**Aim of the exercise:**
Identify and copy all lines of the material where the string "HTML" is found.

**Records provided:**
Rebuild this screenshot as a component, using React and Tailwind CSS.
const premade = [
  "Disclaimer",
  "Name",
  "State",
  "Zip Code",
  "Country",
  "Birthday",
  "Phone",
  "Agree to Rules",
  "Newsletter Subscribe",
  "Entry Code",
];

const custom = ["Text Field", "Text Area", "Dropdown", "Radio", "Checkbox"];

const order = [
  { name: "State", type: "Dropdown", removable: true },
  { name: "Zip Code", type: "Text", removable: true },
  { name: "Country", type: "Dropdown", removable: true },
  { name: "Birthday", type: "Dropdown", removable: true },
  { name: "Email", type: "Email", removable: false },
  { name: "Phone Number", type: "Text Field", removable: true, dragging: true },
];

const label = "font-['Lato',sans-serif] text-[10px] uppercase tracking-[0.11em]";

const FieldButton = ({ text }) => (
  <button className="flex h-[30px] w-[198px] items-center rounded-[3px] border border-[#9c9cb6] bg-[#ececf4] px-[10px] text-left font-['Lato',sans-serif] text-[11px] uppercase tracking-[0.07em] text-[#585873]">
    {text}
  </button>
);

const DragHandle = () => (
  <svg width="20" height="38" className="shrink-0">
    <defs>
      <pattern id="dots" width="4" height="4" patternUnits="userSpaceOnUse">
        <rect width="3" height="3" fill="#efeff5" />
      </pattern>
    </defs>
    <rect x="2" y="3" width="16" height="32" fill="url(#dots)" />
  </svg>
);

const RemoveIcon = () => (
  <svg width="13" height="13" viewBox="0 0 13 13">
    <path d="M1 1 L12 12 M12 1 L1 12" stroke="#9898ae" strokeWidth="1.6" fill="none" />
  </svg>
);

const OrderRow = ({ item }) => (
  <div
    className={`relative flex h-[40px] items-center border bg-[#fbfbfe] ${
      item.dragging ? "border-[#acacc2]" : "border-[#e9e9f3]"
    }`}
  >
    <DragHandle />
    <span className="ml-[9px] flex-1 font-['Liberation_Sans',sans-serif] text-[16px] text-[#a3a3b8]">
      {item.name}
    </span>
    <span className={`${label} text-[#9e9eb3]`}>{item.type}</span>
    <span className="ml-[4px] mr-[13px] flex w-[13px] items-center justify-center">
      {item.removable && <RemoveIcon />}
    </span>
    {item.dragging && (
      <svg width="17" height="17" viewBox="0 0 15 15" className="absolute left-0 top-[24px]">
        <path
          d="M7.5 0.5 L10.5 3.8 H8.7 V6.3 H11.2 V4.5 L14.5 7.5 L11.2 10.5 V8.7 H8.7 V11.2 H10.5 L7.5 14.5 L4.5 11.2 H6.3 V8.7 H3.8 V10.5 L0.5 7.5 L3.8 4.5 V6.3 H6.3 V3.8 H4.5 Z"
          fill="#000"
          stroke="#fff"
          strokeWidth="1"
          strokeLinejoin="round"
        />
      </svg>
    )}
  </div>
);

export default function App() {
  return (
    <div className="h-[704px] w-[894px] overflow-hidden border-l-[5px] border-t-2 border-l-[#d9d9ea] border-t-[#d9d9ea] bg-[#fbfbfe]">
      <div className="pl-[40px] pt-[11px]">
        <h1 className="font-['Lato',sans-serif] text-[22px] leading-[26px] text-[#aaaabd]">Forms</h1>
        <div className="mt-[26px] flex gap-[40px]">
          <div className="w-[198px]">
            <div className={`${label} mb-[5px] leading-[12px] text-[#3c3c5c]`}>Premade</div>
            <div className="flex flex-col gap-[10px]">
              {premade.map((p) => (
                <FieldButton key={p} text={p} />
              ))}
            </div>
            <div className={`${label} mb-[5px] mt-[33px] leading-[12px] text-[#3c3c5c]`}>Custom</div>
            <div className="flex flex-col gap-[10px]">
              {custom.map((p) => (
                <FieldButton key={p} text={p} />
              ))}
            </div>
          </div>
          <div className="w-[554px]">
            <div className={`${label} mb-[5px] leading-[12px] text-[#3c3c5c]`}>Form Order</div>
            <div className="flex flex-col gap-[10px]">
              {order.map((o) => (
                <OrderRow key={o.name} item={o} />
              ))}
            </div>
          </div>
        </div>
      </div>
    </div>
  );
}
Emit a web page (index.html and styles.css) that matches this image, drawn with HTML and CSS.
...
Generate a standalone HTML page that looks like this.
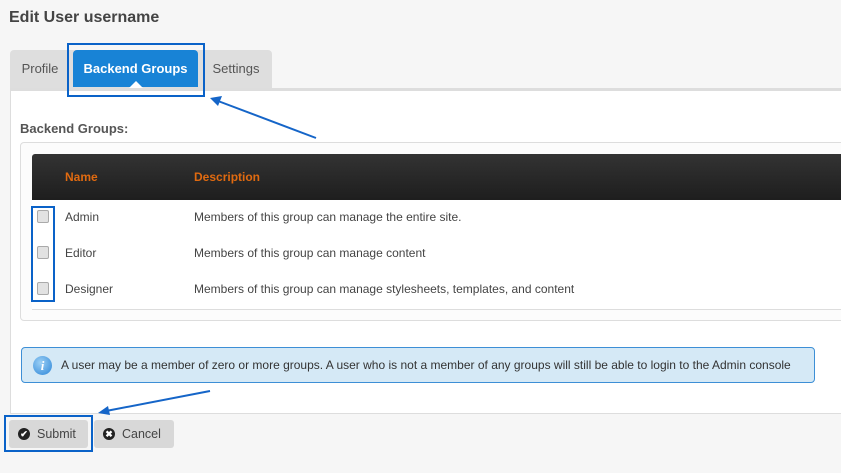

**Written response:**
Emit a web page (index.html and styles.css) that matches this image, drawn with HTML and CSS.
Generate a standalone HTML page that looks like this.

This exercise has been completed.